The Discovery Of Situation
In a number of disciplines in the 1920s and 1930s, especially sociology, psychology, history, and anthropology, the term "situation" came to play a central role. Karl Mannheim, for instance, one of the pioneers of the sociology of knowledge, treated ideas as socially situated (literally "tied to the situation," Situationsgebunden). At much the same time the sociologist William I. Thomas was stressing the importance of what he called "the definition of the situation" for social action. In psychology, Lev Vygotsky and Aleksandr Luria argued that the mentality of illiterates was characterized by "concrete or situational thinking."
In the case of history, we might contrast the French with the British approach. Marc Bloch's famous study Les rois thaumaturges (1924) attempted to make the belief in the supernatural power of the royal touch intelligible by presenting it as part of a system of "collective representations," while R. G. Collingwood and Herbert Butterfield concerned themselves with contexts and situations at the individual level. For Butterfield, the historian's task was to place an individual action "in its historical context." For his part, Collingwood declared that "every event … is a conscious reaction to a situation, not the effect of a cause."
Anthropology is sometimes perceived as the contextual discipline par excellence. More exactly, it became this kind of discipline in the 1920s, thanks to Bronislaw Malinowski.
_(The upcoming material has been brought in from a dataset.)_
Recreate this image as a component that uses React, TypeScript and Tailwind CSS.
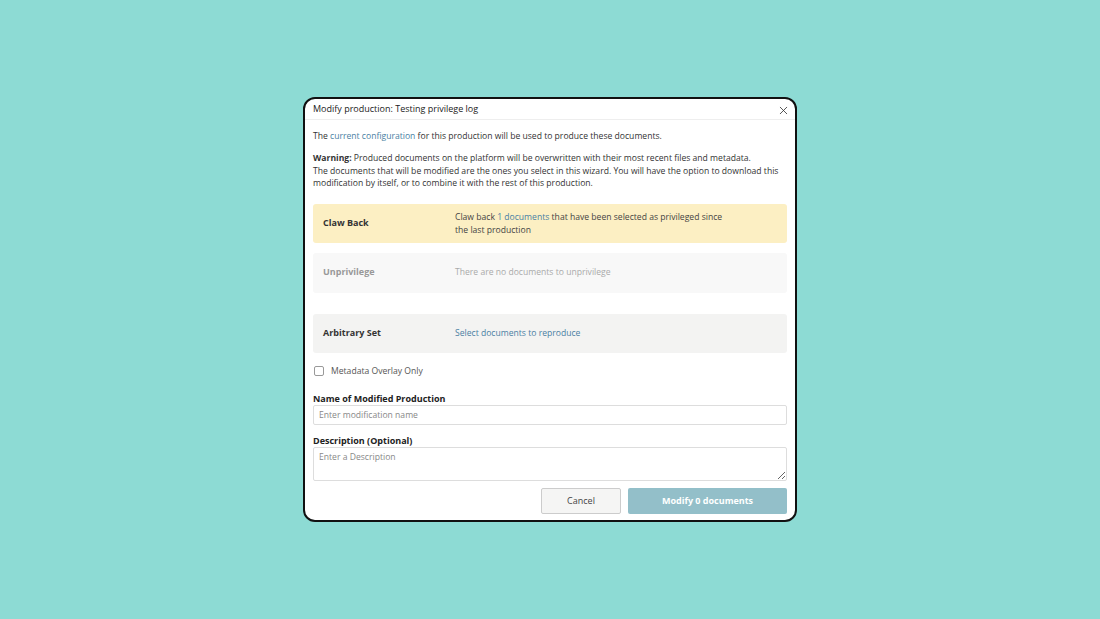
import { X } from 'lucide-react';

const font = { fontFamily: '"Open Sans", "Noto Sans", sans-serif' };

function OptionRow({
  label,
  children,
  className,
  labelClass,
}: {
  label: string;
  children: React.ReactNode;
  className: string;
  labelClass: string;
}) {
  return (
    <div className={`flex items-center rounded-[3px] px-[10px] ${className}`}>
      <div className={`w-[132px] shrink-0 text-[9px] font-bold ${labelClass}`}>{label}</div>
      <div className="text-[8.6px] leading-[12.5px]">{children}</div>
    </div>
  );
}

export default function App() {
  return (
    <div
      className="flex h-[619px] w-[1100px] items-start justify-center bg-[#8ddbd4] pt-[97px] text-[#333]"
      style={font}
    >
      <div className="flex h-[425px] w-[494px] flex-col overflow-hidden rounded-[12px] border-2 border-[#111] bg-white">
        <div className="flex h-[21px] shrink-0 items-center justify-between border-b border-[#eee] pl-[8px] pr-[5px]">
          <span className="text-[9px] text-[#222]">Modify production: Testing privilege log</span>
          <X size={13} strokeWidth={1.5} className="mt-[2px] text-[#333]" />
        </div>

        <div className="flex flex-col px-[8px] pt-[10px] text-[8.6px] leading-[12.5px]">
          <p>
            The <span className="text-[#4a7fa3]">current configuration</span> for this production will be used to
            produce these documents.
          </p>
          <p className="mt-[9.5px]">
            <span className="font-bold">Warning:</span> Produced documents on the platform will be overwritten with
            their most recent files and metadata.
            <br />
            The documents that will be modified are the ones you select in this wizard. You will have the option to
            download this modification by itself, or to combine it with the rest of this production.
          </p>

          <OptionRow
            label="Claw Back"
            className="mt-[14px] h-[39px] bg-[#fcefc3]"
            labelClass="text-[#333]"
          >
            <span className="block w-[280px] pt-[1px] text-[#444]">
              Claw back <span className="text-[#4a7fa3]">1 documents</span> that have been selected as privileged
              since the last production
            </span>
          </OptionRow>

          <OptionRow
            label="Unprivilege"
            className="mt-[10px] h-[40px] bg-[#f8f8f8]"
            labelClass="text-[#999]"
          >
            <span className="text-[#aaa]">There are no documents to unprivilege</span>
          </OptionRow>

          <OptionRow
            label="Arbitrary Set"
            className="mt-[21px] h-[39px] bg-[#f3f3f2]"
            labelClass="text-[#333]"
          >
            <span className="text-[#4a7fa3]">Select documents to reproduce</span>
          </OptionRow>

          <label className="mt-[12px] flex items-center gap-[7px] pl-[1px]">
            <span className="h-[10px] w-[10px] rounded-[2px] border border-[#999] bg-white" />
            <span className="text-[#555]">Metadata Overlay Only</span>
          </label>

          <div className="mt-[16px] text-[9px] font-bold leading-[12px] text-[#222]">Name of Modified Production</div>
          <input
            className="block h-[20px] w-full rounded-[2px] border border-[#ddd] px-[5px] text-[8.6px] outline-none placeholder:text-[#888]"
            placeholder="Enter modification name"
          />

          <div className="mt-[10px] text-[9px] font-bold leading-[12px] text-[#222]">Description (Optional)</div>
          <textarea
            className="block h-[34px] w-full resize-y rounded-[2px] border border-[#ddd] px-[5px] py-[3px] text-[8.6px] leading-[12px] outline-none placeholder:text-[#888]"
            placeholder="Enter a Description"
          />

          <div className="mt-[7px] flex justify-end gap-[7px]">
            <button className="h-[26px] w-[80px] rounded-[2px] border border-[#ccc] bg-[#f5f5f4] text-[9px] text-[#444]">
              Cancel
            </button>
            <button className="h-[26px] w-[159px] rounded-[2px] bg-[#93bfc9] text-[9px] font-bold text-white">
              Modify 0 documents
            </button>
          </div>
        </div>
      </div>
    </div>
  );
}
Meaning, he argued, is dependent on the "context of situation." In a famous example he referred to a stick that might be used for digging, punting, walking, or fighting. "In each of these specific uses," he claimed, "the stick is embedded in a different cultural context." Malinowski's ideas about context were taken further by his pupil Edward Evans-Pritchard, in a study of witchcraft, oracles, and magic among the Azande in which the author argued that "an individual in one situation will employ a notion he excludes in a different situation."